Data extract
════
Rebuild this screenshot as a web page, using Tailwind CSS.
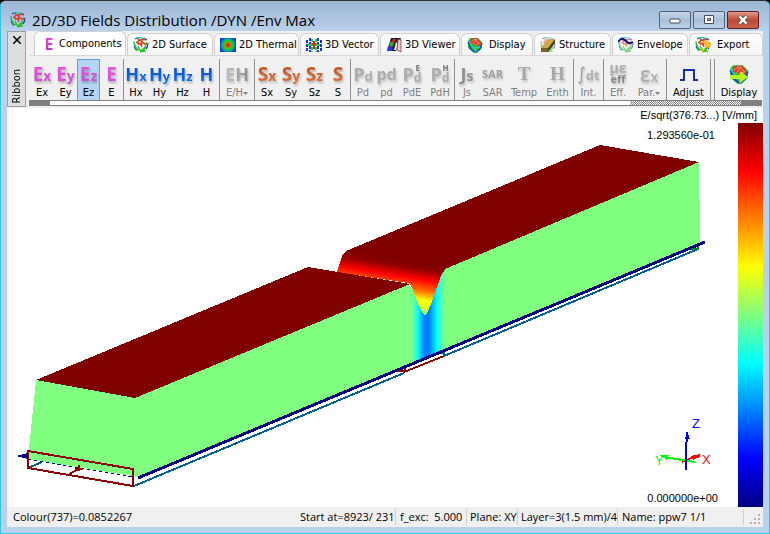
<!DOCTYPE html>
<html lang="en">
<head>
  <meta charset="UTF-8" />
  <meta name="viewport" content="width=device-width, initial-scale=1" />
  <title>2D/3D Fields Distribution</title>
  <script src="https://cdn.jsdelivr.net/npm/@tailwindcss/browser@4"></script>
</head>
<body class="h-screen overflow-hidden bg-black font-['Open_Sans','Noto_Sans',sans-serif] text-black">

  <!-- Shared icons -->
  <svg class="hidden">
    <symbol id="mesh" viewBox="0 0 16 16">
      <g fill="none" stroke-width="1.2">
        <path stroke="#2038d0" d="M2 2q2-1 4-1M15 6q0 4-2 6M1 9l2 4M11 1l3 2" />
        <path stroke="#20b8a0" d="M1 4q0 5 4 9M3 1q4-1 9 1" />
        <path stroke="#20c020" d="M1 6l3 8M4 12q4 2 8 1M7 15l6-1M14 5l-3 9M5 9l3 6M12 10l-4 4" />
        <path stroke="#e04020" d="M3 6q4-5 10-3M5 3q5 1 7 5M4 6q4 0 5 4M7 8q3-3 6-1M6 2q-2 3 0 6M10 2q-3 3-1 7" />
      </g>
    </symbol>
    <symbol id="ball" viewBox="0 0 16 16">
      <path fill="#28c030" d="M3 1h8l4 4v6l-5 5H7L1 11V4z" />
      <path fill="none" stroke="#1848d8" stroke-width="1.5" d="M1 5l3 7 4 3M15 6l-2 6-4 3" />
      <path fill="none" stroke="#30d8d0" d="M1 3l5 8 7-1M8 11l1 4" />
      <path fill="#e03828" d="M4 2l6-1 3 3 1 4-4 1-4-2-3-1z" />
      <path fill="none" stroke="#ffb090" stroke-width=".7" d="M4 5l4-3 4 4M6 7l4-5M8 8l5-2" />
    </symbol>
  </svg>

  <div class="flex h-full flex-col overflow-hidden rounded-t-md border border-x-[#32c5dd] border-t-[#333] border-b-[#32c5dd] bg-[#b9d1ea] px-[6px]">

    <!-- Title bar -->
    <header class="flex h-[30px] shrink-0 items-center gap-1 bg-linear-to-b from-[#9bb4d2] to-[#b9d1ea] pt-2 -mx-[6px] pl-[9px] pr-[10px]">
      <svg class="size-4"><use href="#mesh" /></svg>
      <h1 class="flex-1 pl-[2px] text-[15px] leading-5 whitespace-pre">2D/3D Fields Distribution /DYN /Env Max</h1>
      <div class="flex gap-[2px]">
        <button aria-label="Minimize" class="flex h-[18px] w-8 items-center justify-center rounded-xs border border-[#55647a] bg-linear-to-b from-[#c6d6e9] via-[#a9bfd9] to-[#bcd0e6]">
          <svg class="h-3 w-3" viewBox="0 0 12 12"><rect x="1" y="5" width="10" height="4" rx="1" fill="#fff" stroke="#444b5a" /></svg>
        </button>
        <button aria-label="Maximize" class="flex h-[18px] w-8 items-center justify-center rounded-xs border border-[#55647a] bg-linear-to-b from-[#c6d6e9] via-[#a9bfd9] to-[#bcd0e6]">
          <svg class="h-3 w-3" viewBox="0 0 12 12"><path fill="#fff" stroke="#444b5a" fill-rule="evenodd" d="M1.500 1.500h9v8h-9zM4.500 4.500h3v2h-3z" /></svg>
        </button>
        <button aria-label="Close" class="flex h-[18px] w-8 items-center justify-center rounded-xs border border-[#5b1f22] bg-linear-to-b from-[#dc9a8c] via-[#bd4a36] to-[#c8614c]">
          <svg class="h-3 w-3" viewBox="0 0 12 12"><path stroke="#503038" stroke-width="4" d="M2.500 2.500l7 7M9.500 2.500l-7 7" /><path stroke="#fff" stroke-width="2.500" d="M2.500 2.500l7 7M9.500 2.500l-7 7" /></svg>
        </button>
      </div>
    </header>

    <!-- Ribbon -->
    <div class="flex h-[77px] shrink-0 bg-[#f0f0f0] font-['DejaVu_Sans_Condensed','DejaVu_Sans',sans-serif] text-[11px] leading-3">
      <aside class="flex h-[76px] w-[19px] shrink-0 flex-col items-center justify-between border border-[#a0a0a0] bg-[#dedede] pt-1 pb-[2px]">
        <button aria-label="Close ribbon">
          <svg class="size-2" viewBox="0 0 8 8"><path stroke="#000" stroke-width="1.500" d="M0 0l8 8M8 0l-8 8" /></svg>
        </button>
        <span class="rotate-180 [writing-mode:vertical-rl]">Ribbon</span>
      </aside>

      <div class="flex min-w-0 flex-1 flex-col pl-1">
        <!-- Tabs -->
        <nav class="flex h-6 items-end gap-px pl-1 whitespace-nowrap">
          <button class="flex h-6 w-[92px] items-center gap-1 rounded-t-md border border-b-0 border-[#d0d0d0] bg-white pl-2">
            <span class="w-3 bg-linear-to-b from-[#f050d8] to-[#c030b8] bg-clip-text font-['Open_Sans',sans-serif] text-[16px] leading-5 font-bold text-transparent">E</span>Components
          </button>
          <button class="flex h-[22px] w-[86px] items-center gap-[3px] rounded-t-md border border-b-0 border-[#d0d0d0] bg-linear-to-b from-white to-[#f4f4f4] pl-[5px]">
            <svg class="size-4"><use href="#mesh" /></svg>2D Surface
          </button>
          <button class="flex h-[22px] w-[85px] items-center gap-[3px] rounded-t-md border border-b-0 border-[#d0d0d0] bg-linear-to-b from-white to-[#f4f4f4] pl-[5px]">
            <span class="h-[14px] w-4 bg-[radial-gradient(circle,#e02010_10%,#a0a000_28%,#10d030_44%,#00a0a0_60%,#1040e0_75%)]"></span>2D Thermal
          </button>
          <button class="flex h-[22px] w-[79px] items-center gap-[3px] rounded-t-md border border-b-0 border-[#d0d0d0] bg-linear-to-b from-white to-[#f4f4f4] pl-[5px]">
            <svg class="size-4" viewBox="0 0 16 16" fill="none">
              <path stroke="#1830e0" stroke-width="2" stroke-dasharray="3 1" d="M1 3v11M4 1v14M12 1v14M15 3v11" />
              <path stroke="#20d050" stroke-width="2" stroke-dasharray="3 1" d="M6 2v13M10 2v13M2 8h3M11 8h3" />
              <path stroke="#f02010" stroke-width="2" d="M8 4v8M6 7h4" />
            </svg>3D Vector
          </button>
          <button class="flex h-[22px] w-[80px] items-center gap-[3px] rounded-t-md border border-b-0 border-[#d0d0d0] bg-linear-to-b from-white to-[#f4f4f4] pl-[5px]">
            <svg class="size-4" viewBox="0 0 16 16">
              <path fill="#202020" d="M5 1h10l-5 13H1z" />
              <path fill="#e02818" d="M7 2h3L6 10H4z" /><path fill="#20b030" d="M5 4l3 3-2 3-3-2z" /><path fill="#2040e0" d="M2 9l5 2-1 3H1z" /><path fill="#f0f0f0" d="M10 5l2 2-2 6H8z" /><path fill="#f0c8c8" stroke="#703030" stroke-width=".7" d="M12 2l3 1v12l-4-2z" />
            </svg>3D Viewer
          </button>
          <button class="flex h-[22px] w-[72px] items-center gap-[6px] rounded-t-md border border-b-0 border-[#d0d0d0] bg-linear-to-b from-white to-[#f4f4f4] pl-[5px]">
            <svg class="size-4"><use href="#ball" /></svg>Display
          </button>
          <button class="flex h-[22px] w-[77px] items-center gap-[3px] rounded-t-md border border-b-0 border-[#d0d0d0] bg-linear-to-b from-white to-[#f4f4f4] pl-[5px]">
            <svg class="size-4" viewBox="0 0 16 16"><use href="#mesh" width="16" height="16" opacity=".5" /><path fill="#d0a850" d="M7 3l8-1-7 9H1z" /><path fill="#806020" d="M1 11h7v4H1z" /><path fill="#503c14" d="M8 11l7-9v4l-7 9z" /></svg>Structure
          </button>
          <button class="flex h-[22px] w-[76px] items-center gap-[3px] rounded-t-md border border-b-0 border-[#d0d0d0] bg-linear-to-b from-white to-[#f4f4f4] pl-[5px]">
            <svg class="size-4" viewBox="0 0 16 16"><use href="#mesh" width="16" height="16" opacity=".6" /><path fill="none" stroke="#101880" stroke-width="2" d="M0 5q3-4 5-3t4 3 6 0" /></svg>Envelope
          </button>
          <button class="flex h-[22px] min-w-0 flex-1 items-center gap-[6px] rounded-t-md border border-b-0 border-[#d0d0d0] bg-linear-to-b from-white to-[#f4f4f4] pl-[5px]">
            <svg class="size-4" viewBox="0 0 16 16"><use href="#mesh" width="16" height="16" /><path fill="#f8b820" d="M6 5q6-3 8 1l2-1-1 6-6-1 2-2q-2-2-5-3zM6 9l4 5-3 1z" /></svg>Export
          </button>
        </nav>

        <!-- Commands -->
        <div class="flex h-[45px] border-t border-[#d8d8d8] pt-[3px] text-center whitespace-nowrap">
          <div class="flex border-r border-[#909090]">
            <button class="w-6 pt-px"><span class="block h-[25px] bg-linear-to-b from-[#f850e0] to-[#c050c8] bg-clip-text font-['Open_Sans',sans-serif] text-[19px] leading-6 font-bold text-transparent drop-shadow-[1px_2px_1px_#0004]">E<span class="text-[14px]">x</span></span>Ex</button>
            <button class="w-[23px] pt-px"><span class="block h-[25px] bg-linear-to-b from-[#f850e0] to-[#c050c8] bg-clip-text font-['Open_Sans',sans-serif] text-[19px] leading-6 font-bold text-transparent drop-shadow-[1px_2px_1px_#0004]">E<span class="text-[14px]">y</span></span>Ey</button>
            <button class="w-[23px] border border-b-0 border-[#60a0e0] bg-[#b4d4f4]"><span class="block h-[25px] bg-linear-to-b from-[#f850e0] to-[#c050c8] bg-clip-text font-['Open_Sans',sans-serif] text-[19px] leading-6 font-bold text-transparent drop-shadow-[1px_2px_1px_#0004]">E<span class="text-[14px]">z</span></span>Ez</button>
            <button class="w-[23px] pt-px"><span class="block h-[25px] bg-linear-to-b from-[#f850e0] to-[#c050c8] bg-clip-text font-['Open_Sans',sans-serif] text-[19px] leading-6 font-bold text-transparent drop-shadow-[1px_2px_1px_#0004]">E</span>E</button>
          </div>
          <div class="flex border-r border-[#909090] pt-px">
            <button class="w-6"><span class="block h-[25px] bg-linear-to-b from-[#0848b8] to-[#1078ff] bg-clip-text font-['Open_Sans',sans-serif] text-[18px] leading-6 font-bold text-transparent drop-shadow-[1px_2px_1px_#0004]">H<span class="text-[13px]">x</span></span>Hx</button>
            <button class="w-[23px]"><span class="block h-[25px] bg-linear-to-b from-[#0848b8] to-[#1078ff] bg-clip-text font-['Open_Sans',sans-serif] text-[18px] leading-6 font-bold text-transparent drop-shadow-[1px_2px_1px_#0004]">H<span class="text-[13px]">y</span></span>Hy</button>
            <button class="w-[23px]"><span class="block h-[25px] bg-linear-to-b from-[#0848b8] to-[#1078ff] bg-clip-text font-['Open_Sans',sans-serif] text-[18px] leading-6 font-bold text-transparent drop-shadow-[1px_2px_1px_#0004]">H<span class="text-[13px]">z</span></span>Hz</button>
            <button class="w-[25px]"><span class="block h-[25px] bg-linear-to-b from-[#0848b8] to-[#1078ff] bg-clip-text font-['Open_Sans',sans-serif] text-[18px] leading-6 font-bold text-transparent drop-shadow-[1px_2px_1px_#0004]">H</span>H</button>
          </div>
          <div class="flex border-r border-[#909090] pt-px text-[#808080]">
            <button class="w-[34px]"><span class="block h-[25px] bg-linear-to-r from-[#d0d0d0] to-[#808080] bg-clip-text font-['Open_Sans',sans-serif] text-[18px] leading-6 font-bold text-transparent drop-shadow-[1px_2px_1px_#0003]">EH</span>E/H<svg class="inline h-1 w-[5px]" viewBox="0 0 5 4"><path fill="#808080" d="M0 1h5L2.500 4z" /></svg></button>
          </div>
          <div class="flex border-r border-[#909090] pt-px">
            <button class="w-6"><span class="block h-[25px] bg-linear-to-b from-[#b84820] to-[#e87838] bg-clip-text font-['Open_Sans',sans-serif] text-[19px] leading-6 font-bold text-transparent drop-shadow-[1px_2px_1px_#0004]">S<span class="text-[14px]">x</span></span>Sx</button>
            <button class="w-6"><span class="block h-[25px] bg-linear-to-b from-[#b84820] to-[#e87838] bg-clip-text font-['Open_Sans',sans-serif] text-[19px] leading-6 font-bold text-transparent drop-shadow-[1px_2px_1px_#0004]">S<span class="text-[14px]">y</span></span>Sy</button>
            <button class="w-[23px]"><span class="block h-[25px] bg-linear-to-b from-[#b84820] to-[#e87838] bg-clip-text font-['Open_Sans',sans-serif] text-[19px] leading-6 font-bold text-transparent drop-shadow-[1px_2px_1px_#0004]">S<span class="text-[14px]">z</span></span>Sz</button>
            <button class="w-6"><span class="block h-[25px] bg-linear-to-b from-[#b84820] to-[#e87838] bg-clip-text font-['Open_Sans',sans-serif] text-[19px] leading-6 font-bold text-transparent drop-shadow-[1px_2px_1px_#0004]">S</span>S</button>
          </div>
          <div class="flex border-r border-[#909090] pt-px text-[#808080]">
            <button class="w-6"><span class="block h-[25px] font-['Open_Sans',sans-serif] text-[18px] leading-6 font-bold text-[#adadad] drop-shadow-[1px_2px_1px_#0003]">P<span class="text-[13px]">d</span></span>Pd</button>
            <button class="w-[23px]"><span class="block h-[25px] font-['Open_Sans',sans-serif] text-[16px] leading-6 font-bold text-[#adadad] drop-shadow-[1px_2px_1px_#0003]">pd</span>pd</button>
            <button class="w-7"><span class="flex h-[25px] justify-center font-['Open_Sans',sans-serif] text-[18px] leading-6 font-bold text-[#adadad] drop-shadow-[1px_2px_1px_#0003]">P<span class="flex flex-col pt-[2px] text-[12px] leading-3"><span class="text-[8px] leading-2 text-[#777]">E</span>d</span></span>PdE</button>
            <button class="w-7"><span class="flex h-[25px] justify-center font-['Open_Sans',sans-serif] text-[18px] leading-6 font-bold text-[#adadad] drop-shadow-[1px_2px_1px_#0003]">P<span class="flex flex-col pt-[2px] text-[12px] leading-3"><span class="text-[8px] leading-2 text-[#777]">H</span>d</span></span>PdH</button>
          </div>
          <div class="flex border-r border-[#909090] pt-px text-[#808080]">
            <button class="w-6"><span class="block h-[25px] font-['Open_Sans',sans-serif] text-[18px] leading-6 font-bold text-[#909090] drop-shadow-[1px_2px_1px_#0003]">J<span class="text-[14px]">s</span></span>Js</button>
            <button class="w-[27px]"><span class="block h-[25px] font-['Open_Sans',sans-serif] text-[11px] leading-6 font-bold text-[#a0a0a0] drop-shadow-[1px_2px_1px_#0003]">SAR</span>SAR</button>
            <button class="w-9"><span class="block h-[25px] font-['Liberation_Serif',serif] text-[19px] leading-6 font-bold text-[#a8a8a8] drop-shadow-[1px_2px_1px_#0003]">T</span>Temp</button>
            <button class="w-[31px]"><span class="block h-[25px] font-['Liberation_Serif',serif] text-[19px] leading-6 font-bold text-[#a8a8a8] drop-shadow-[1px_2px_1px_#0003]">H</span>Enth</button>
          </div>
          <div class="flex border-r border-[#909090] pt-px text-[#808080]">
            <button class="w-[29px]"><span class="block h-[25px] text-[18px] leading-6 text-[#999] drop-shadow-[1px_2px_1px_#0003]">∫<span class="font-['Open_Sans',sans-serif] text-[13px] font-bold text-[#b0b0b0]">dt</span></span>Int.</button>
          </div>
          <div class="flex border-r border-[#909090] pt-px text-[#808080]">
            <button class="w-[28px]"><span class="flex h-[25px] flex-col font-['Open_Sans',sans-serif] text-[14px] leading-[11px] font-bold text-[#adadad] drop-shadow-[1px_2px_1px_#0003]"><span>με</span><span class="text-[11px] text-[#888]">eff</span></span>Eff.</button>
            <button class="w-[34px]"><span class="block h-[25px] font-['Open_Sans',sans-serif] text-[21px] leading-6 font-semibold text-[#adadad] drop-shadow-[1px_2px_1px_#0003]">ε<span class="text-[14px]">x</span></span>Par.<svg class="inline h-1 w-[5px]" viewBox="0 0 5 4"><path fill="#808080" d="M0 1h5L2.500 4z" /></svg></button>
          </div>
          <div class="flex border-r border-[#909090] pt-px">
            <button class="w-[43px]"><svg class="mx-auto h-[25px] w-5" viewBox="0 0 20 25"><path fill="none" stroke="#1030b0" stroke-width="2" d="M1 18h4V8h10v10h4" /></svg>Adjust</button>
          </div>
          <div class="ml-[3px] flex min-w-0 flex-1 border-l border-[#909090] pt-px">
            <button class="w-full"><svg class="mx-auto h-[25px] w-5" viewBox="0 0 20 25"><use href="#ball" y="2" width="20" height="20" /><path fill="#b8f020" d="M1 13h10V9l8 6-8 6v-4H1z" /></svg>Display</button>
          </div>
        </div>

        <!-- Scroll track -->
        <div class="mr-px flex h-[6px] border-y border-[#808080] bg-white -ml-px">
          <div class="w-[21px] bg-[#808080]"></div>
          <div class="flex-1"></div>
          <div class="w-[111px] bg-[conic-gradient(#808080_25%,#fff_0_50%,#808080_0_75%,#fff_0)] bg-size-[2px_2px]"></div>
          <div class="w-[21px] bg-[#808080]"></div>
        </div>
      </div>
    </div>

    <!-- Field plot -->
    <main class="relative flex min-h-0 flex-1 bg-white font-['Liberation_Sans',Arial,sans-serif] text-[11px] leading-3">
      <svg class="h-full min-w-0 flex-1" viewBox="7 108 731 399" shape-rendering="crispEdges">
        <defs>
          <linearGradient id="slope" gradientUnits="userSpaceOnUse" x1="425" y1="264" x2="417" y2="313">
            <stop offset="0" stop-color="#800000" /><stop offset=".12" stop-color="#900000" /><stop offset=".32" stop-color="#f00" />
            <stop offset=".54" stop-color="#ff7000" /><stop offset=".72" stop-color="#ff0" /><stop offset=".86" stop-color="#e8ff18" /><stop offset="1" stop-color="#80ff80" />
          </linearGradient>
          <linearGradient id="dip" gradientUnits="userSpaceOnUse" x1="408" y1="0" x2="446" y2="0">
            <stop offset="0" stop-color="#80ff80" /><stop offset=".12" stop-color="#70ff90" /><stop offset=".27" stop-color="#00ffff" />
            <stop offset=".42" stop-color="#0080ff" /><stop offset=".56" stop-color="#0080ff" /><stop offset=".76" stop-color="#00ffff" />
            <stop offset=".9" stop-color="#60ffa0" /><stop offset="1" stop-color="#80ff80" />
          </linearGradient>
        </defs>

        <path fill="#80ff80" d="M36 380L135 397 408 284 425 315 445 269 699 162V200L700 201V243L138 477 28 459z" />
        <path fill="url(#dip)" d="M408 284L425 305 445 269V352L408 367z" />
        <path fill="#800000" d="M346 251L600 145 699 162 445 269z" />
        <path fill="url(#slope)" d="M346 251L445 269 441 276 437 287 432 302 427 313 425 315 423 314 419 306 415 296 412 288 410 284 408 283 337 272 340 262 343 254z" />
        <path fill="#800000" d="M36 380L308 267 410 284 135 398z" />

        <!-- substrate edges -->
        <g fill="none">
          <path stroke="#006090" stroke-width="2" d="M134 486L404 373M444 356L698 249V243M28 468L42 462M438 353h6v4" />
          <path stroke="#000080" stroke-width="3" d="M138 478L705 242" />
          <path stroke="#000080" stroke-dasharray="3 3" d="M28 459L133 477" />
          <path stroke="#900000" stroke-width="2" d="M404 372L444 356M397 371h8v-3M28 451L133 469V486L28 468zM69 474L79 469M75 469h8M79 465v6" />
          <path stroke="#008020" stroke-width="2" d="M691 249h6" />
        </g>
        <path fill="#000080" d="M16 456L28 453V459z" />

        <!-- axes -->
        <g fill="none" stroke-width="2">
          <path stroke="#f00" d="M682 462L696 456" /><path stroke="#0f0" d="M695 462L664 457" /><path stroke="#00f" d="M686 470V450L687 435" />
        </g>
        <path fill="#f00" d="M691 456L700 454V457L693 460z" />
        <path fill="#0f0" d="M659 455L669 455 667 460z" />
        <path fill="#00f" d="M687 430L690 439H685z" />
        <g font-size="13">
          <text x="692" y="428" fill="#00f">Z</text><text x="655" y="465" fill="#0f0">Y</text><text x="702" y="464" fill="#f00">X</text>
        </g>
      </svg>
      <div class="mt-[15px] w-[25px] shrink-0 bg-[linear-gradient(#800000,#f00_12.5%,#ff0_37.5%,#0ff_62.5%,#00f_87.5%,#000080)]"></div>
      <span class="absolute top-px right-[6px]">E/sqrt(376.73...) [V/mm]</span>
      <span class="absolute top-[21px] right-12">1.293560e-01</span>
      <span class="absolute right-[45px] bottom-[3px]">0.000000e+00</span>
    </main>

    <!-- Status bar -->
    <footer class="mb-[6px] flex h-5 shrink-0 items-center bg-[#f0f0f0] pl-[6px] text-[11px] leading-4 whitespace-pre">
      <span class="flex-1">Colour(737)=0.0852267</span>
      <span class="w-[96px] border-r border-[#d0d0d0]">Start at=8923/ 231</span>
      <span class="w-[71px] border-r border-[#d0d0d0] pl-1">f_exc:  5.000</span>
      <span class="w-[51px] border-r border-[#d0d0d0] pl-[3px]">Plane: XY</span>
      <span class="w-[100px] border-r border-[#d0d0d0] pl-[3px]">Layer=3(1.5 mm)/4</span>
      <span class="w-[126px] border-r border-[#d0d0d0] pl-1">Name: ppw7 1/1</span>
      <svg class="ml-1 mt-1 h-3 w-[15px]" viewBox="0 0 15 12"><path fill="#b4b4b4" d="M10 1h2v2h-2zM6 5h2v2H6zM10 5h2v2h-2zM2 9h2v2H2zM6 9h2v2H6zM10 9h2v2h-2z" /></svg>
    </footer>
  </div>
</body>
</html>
════
What the task asks
Each line from the top of the material through the line containing "h-full flex-col overflow-hidden" should be reproduced exactly; please drop any images.

Worked solution
Rebuild this screenshot as a web page, using Tailwind CSS.
<!DOCTYPE html>
<html lang="en">
<head>
  <meta charset="UTF-8" />
  <meta name="viewport" content="width=device-width, initial-scale=1" />
  <title>2D/3D Fields Distribution</title>
  <script src="https://cdn.jsdelivr.net/npm/@tailwindcss/browser@4"></script>
</head>
<body class="h-screen overflow-hidden bg-black font-['Open_Sans','Noto_Sans',sans-serif] text-black">

  <!-- Shared icons -->
  <svg class="hidden">
    <symbol id="mesh" viewBox="0 0 16 16">
      <g fill="none" stroke-width="1.2">
        <path stroke="#2038d0" d="M2 2q2-1 4-1M15 6q0 4-2 6M1 9l2 4M11 1l3 2" />
        <path stroke="#20b8a0" d="M1 4q0 5 4 9M3 1q4-1 9 1" />
        <path stroke="#20c020" d="M1 6l3 8M4 12q4 2 8 1M7 15l6-1M14 5l-3 9M5 9l3 6M12 10l-4 4" />
        <path stroke="#e04020" d="M3 6q4-5 10-3M5 3q5 1 7 5M4 6q4 0 5 4M7 8q3-3 6-1M6 2q-2 3 0 6M10 2q-3 3-1 7" />
      </g>
    </symbol>
    <symbol id="ball" viewBox="0 0 16 16">
      <path fill="#28c030" d="M3 1h8l4 4v6l-5 5H7L1 11V4z" />
      <path fill="none" stroke="#1848d8" stroke-width="1.5" d="M1 5l3 7 4 3M15 6l-2 6-4 3" />
      <path fill="none" stroke="#30d8d0" d="M1 3l5 8 7-1M8 11l1 4" />
      <path fill="#e03828" d="M4 2l6-1 3 3 1 4-4 1-4-2-3-1z" />
      <path fill="none" stroke="#ffb090" stroke-width=".7" d="M4 5l4-3 4 4M6 7l4-5M8 8l5-2" />
    </symbol>
  </svg>

  <div class="flex h-full flex-col overflow-hidden rounded-t-md border border-x-[#32c5dd] border-t-[#333] border-b-[#32c5dd] bg-[#b9d1ea] px-[6px]">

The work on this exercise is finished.